** Instructions to follow **
Pick out every line holding the string "this" and copy it.

** Record extracts **

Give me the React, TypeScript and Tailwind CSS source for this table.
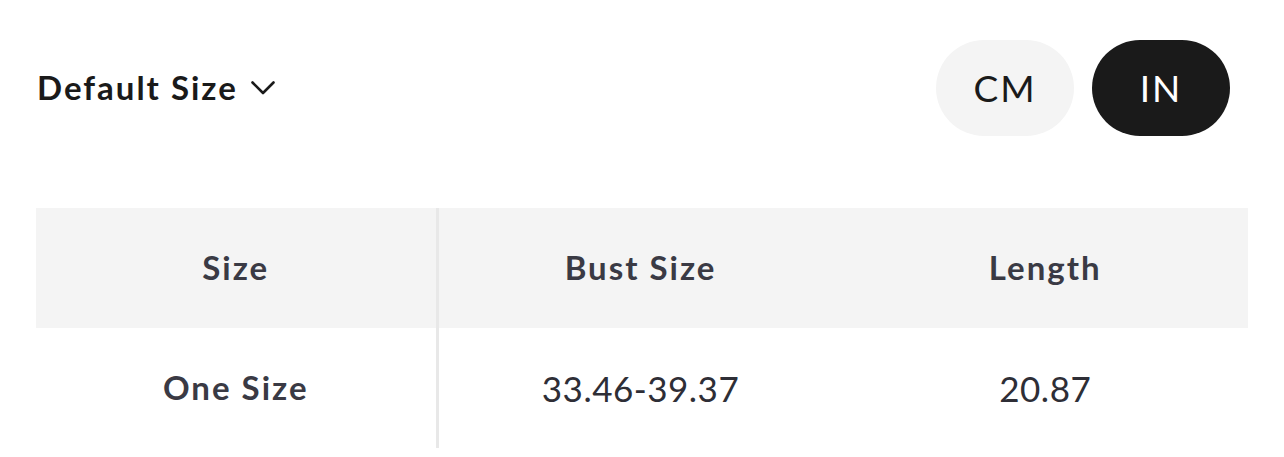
import React from "react";

const rows = [{ size: "One Size", bust: "33.46-39.37", length: "20.87" }];

export default function App() {
  return (
    <div
      className="w-[1284px] h-[457px] bg-white px-[36px] pt-[40px]"
      style={{ fontFamily: "Lato, 'Open Sans', sans-serif" }}
    >
      <div className="flex items-center justify-between h-[96px]">
        <button className="flex items-center gap-[13px] pl-[1px] text-[33px] tracking-[2px] font-bold text-[#1a1a1a]">
          Default Size
          <svg width="24" height="16" viewBox="0 0 24 16" fill="none">
            <path d="M1.5 2.5 L12 13 L22.5 2.5" stroke="#1a1a1a" strokeWidth="2.6" strokeLinecap="round" strokeLinejoin="round" />
          </svg>
        </button>
        <div className="flex items-center gap-[18px] pr-[18px]">
          <button className="w-[138px] h-[96px] rounded-full bg-[#f4f4f4] text-[37px] tracking-[2px] text-[#1a1a1a]">
            CM
          </button>
          <button className="w-[138px] h-[96px] rounded-full bg-[#1a1a1a] text-[37px] tracking-[2px] text-white">
            IN
          </button>
        </div>
      </div>

      <table className="mt-[72px] w-[1212px] table-fixed border-collapse">
        <thead>
          <tr className="bg-[#f4f4f4] h-[120px]">
            <th className="w-[401px] border-r-[3px] border-[#e8e8e8] text-[33px] tracking-[2px] font-bold text-[#3a3a44]">Size</th>
            <th className="text-[33px] tracking-[2px] font-bold text-[#3a3a44]">Bust Size</th>
            <th className="text-[33px] tracking-[2px] font-bold text-[#3a3a44]">Length</th>
          </tr>
        </thead>
        <tbody>
          {rows.map((r) => (
            <tr key={r.size} className="h-[120px]">
              <td className="border-r-[3px] border-[#e8e8e8] text-center text-[33px] tracking-[2px] font-bold text-[#3a3a44]">{r.size}</td>
              <td className="text-center text-[35px] tracking-[0.5px] text-[#2e2e36]">{r.bust}</td>
              <td className="text-center text-[35px] tracking-[0.5px] text-[#2e2e36]">{r.length}</td>
            </tr>
          ))}
        </tbody>
      </table>
    </div>
  );
}
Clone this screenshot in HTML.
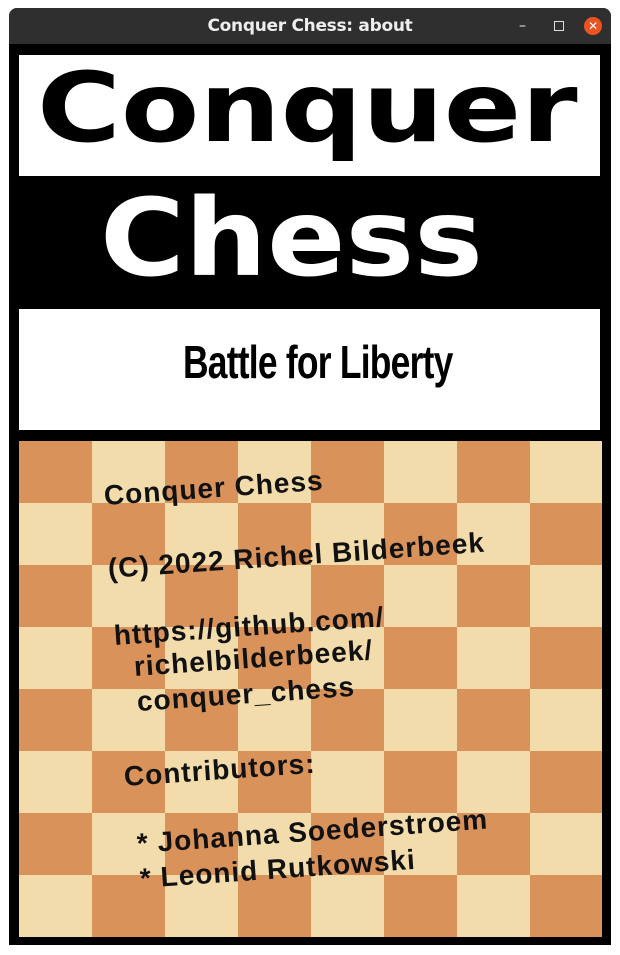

** Written answer **
Give me the React, TypeScript and Tailwind CSS source for this table.
Clone this screenshot in HTML.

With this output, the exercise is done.